══ Data section ══
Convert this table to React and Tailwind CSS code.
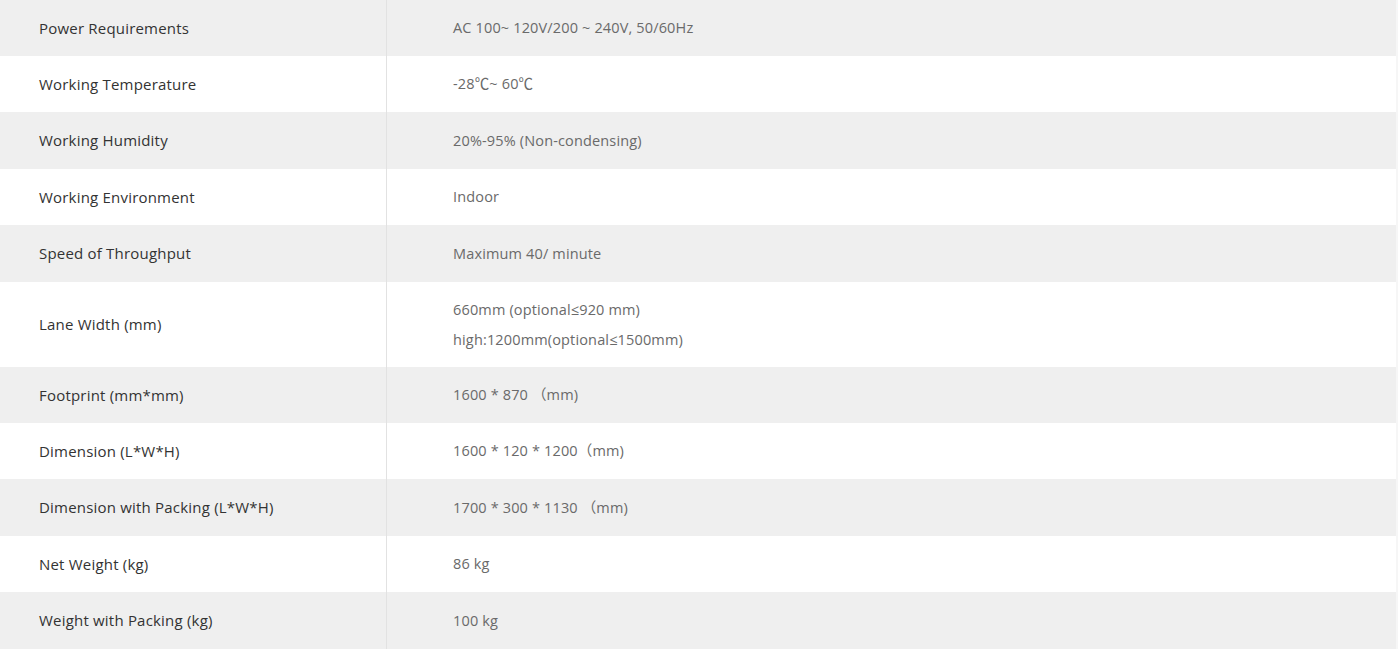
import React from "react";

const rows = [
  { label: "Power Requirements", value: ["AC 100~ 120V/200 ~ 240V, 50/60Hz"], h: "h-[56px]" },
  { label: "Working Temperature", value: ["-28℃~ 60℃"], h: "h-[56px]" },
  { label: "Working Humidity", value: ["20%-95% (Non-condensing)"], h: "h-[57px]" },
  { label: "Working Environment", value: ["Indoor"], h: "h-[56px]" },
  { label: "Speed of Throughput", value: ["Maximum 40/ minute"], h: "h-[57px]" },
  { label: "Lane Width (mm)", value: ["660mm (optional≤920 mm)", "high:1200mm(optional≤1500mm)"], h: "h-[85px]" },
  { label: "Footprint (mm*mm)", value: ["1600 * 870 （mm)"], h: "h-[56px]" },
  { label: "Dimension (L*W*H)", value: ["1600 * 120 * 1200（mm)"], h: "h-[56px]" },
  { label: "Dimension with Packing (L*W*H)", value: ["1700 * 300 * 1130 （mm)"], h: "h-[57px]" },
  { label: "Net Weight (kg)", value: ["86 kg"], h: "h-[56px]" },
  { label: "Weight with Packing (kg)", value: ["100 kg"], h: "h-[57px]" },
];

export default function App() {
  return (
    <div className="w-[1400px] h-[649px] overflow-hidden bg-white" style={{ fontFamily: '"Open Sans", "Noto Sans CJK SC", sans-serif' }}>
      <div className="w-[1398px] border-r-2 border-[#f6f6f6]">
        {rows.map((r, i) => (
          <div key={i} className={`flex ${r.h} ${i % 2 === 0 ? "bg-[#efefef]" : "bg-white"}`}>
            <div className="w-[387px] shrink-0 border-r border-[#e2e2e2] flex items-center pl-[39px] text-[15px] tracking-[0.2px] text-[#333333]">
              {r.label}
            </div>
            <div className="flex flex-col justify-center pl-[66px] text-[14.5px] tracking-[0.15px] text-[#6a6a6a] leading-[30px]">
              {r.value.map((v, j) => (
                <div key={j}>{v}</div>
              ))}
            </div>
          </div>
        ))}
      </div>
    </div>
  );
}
═══
## Problem to solve
Without the pictures, retype the whole of the material above exactly.

## Completed task
Convert this table to React and Tailwind CSS code.
import React from "react";

const rows = [
  { label: "Power Requirements", value: ["AC 100~ 120V/200 ~ 240V, 50/60Hz"], h: "h-[56px]" },
  { label: "Working Temperature", value: ["-28℃~ 60℃"], h: "h-[56px]" },
  { label: "Working Humidity", value: ["20%-95% (Non-condensing)"], h: "h-[57px]" },
  { label: "Working Environment", value: ["Indoor"], h: "h-[56px]" },
  { label: "Speed of Throughput", value: ["Maximum 40/ minute"], h: "h-[57px]" },
  { label: "Lane Width (mm)", value: ["660mm (optional≤920 mm)", "high:1200mm(optional≤1500mm)"], h: "h-[85px]" },
  { label: "Footprint (mm*mm)", value: ["1600 * 870 （mm)"], h: "h-[56px]" },
  { label: "Dimension (L*W*H)", value: ["1600 * 120 * 1200（mm)"], h: "h-[56px]" },
  { label: "Dimension with Packing (L*W*H)", value: ["1700 * 300 * 1130 （mm)"], h: "h-[57px]" },
  { label: "Net Weight (kg)", value: ["86 kg"], h: "h-[56px]" },
  { label: "Weight with Packing (kg)", value: ["100 kg"], h: "h-[57px]" },
];

export default function App() {
  return (
    <div className="w-[1400px] h-[649px] overflow-hidden bg-white" style={{ fontFamily: '"Open Sans", "Noto Sans CJK SC", sans-serif' }}>
      <div className="w-[1398px] border-r-2 border-[#f6f6f6]">
        {rows.map((r, i) => (
          <div key={i} className={`flex ${r.h} ${i % 2 === 0 ? "bg-[#efefef]" : "bg-white"}`}>
            <div className="w-[387px] shrink-0 border-r border-[#e2e2e2] flex items-center pl-[39px] text-[15px] tracking-[0.2px] text-[#333333]">
              {r.label}
            </div>
            <div className="flex flex-col justify-center pl-[66px] text-[14.5px] tracking-[0.15px] text-[#6a6a6a] leading-[30px]">
              {r.value.map((v, j) => (
                <div key={j}>{v}</div>
              ))}
            </div>
          </div>
        ))}
      </div>
    </div>
  );
}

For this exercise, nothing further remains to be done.